→ **What you have to do**
Copy, from the entries below, each line where the word "screenshot" can be found.

→ **Supplied records**
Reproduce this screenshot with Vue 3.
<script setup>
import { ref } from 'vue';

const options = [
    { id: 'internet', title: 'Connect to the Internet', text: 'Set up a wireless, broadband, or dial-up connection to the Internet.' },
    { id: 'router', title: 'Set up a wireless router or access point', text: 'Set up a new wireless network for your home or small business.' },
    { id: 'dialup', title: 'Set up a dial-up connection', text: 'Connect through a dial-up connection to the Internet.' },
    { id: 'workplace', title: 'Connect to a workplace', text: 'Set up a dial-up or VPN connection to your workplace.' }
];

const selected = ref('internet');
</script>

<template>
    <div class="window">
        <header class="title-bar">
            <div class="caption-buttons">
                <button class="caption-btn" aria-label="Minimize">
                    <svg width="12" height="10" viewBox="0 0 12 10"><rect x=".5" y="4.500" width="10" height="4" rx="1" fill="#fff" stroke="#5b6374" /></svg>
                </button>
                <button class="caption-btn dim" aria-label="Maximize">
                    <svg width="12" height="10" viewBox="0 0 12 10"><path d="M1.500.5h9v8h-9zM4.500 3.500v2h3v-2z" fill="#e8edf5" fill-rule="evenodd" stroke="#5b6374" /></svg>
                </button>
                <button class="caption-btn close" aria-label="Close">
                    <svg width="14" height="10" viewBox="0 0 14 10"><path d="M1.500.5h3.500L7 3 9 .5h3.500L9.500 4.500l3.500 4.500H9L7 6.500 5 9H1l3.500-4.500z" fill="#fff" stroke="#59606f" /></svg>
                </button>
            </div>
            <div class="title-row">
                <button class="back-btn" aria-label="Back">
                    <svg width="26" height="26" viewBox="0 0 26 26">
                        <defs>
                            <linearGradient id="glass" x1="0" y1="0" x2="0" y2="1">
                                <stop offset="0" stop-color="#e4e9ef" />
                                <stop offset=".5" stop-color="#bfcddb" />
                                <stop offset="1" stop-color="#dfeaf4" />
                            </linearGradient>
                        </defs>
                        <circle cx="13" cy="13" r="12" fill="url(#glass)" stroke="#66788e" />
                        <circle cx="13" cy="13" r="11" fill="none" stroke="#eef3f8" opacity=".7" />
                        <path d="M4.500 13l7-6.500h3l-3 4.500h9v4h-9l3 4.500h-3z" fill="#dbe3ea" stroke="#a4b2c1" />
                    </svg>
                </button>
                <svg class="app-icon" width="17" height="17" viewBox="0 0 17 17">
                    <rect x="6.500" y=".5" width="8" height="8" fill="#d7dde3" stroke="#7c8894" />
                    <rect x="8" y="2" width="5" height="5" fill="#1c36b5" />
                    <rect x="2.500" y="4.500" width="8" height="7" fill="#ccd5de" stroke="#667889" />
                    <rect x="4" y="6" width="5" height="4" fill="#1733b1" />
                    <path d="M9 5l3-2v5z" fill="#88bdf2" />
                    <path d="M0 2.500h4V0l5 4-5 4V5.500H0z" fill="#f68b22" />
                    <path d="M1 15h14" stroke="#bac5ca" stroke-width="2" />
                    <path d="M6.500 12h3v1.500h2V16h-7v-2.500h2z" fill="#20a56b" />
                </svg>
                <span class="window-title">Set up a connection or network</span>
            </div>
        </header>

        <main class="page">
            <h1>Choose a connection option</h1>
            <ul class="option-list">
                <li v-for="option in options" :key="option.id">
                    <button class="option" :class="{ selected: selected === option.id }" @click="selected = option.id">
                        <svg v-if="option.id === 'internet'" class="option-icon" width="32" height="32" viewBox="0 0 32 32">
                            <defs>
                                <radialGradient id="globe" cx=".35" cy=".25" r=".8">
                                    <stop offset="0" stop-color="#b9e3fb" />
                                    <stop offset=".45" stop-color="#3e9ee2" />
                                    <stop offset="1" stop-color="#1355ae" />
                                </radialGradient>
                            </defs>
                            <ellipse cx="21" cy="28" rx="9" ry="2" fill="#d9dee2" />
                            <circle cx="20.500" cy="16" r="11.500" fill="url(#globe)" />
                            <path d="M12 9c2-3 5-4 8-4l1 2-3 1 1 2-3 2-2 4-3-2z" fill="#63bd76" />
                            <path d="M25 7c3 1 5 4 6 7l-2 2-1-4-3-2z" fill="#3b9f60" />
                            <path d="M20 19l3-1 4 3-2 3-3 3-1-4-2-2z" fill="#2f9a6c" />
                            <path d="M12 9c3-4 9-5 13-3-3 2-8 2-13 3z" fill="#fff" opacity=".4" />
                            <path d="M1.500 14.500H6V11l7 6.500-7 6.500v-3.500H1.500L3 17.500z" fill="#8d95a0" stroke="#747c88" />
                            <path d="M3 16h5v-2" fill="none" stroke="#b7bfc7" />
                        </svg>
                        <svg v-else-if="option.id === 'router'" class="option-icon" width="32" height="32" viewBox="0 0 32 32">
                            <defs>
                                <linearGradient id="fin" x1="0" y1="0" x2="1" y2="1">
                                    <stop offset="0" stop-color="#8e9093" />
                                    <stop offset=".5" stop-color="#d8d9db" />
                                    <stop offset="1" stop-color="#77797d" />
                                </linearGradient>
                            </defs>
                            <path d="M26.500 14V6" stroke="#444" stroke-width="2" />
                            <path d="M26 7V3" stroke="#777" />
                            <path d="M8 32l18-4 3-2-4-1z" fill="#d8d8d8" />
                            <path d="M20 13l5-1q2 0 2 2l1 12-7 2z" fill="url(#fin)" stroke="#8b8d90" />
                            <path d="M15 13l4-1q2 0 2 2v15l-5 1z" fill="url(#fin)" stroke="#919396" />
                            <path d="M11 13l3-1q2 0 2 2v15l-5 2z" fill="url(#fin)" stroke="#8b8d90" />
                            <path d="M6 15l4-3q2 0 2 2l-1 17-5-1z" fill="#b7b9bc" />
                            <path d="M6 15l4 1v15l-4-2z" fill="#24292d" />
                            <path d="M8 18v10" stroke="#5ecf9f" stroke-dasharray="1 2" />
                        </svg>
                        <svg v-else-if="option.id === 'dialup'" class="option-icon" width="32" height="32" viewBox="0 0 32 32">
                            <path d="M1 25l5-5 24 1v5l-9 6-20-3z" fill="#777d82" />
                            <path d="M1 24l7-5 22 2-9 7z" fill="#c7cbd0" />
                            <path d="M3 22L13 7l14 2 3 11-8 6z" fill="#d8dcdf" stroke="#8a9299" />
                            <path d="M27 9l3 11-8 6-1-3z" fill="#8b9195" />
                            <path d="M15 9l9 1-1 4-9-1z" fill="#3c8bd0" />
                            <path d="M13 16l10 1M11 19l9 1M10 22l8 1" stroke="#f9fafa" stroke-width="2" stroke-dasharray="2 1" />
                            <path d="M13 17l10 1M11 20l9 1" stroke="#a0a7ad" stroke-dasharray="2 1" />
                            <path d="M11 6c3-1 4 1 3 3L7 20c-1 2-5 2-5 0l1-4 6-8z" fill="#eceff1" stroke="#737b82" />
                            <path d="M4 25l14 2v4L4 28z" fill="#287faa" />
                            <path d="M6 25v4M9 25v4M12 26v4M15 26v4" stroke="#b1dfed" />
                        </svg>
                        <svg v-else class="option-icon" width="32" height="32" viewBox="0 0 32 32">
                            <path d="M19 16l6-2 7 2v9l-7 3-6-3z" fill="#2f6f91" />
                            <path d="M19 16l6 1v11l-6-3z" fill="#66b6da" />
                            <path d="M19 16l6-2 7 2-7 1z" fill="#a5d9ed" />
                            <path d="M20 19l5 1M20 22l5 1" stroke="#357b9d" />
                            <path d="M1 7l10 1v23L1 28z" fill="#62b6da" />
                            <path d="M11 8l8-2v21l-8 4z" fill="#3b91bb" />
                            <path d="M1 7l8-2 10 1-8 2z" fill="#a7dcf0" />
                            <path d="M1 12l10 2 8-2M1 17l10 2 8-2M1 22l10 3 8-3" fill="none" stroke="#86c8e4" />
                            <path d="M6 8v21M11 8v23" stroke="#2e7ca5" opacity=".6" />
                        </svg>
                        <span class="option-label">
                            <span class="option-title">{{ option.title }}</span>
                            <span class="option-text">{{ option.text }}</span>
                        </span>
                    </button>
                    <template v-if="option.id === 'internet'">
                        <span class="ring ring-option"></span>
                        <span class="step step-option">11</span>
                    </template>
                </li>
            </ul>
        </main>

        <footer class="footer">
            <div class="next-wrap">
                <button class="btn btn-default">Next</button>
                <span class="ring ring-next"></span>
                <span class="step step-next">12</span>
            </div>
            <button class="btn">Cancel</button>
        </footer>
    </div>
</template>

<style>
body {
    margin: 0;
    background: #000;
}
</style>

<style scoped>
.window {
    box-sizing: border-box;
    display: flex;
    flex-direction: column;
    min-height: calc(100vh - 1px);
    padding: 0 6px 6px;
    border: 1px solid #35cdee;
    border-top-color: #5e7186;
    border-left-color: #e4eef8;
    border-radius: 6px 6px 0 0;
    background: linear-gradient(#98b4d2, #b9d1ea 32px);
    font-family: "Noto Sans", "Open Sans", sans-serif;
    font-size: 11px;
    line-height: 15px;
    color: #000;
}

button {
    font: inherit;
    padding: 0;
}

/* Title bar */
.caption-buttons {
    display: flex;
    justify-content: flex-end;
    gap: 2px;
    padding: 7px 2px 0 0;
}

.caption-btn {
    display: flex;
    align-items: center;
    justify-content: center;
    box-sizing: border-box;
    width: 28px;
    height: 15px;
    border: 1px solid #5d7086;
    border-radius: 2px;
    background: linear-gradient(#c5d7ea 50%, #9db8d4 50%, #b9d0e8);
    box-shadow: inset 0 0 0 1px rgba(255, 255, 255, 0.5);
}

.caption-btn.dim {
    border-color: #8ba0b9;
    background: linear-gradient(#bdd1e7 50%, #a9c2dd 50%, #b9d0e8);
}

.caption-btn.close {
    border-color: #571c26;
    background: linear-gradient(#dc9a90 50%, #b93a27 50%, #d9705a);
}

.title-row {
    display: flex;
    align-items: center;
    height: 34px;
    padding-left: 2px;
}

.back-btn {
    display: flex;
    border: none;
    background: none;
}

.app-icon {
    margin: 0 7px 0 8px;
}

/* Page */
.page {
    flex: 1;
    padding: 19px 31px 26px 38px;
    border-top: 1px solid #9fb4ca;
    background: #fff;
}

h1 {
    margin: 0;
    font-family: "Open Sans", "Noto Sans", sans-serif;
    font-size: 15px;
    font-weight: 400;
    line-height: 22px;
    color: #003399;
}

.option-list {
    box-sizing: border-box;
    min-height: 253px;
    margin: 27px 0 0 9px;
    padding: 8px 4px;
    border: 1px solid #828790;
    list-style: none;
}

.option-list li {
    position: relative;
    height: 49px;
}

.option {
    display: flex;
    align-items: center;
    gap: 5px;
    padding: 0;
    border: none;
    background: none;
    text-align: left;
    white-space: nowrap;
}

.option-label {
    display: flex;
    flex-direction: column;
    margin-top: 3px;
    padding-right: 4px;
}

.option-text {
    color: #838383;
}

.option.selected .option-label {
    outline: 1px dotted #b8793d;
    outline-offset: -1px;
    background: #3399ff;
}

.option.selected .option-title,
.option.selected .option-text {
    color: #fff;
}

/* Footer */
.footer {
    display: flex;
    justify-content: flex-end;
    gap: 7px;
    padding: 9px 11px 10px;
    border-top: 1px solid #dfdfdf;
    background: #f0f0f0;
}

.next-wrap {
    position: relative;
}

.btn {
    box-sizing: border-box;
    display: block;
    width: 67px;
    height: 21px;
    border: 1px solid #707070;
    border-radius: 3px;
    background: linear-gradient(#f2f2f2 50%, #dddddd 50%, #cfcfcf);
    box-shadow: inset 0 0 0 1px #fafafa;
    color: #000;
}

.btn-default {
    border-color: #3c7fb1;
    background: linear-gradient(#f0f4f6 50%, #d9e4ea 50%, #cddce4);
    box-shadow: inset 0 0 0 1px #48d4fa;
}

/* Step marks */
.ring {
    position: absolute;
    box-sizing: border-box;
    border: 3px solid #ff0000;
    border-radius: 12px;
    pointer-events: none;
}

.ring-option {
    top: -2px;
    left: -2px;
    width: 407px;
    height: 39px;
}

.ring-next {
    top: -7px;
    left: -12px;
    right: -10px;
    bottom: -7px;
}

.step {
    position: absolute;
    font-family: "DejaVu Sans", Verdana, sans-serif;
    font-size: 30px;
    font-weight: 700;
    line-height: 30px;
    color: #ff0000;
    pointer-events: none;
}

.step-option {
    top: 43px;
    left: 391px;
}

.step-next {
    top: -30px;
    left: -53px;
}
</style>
* * *
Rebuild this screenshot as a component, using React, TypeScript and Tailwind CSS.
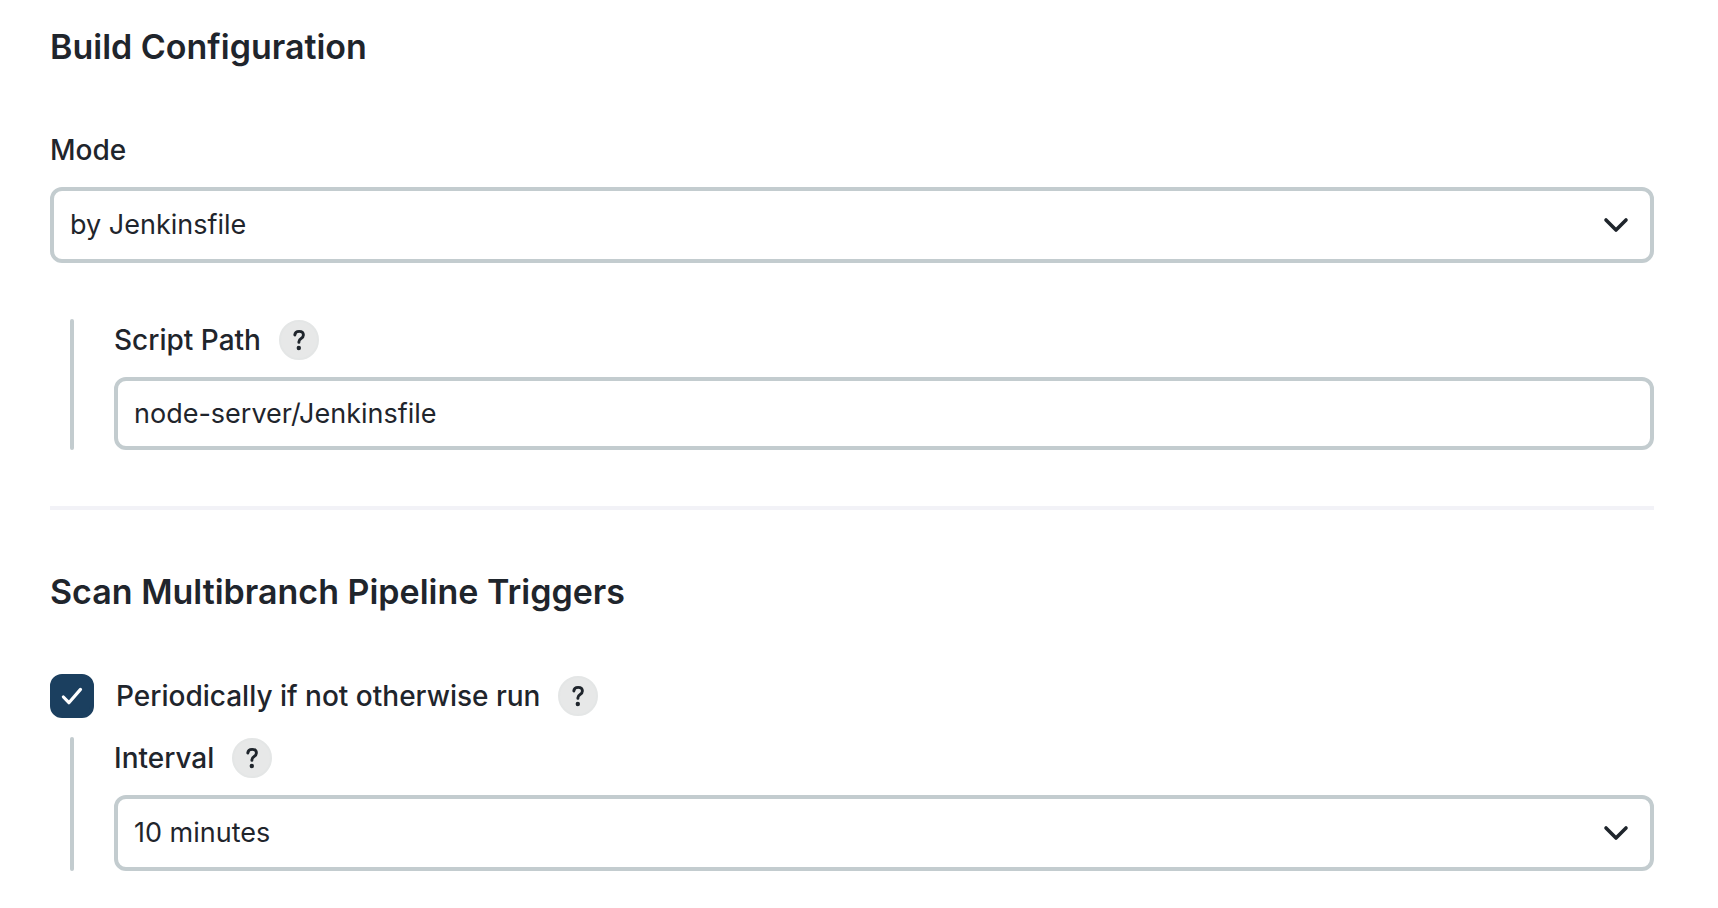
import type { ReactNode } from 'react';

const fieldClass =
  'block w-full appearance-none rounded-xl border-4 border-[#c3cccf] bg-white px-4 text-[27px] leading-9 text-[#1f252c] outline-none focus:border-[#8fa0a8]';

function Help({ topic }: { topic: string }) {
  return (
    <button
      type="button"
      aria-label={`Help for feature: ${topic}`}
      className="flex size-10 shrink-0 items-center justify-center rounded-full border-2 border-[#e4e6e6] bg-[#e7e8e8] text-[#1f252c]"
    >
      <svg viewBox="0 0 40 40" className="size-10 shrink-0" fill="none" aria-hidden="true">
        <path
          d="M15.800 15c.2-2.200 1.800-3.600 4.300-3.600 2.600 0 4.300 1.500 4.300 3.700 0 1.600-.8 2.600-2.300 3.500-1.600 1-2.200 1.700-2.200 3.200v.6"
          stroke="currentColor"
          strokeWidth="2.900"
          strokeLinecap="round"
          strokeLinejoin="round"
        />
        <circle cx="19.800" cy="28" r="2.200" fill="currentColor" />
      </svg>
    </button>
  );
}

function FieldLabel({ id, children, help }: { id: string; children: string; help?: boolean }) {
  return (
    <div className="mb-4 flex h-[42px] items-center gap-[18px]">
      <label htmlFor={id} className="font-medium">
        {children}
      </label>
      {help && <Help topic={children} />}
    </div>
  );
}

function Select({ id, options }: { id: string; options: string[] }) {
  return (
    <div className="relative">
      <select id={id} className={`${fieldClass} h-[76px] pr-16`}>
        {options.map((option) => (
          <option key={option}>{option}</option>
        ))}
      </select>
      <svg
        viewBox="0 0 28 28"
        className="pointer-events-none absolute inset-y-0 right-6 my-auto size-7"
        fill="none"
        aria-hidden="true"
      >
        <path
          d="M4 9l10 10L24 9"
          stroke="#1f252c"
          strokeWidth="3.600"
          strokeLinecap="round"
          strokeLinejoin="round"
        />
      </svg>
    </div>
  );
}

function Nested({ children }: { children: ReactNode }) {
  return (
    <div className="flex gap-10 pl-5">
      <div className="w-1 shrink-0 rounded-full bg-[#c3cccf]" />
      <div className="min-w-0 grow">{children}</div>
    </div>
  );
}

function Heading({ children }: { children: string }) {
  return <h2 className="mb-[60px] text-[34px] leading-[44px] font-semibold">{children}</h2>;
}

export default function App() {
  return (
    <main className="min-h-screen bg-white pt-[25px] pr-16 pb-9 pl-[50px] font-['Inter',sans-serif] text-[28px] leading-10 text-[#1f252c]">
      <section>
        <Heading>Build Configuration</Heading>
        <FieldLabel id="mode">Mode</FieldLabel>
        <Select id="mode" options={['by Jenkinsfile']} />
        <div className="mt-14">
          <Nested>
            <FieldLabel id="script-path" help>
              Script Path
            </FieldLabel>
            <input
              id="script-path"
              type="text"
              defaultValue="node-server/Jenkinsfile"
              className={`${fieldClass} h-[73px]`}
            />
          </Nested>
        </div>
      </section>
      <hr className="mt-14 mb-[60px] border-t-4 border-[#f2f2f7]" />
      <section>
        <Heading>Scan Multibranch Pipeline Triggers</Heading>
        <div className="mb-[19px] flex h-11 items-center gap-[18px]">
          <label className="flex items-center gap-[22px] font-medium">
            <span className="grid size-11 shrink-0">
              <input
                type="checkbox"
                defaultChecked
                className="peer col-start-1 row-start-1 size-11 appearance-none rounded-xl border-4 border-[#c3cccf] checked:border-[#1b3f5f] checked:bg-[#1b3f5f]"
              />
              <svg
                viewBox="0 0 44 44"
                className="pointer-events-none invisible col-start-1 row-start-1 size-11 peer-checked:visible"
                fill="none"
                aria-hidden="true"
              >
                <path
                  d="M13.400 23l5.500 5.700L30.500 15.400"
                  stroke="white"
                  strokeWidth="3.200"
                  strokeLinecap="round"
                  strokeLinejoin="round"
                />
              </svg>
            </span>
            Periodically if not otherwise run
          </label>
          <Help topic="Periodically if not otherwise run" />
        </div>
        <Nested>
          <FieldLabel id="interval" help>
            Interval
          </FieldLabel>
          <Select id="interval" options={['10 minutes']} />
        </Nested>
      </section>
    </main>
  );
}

→ **Task result**
Reproduce this screenshot with Vue 3.
Rebuild this screenshot as a component, using React, TypeScript and Tailwind CSS.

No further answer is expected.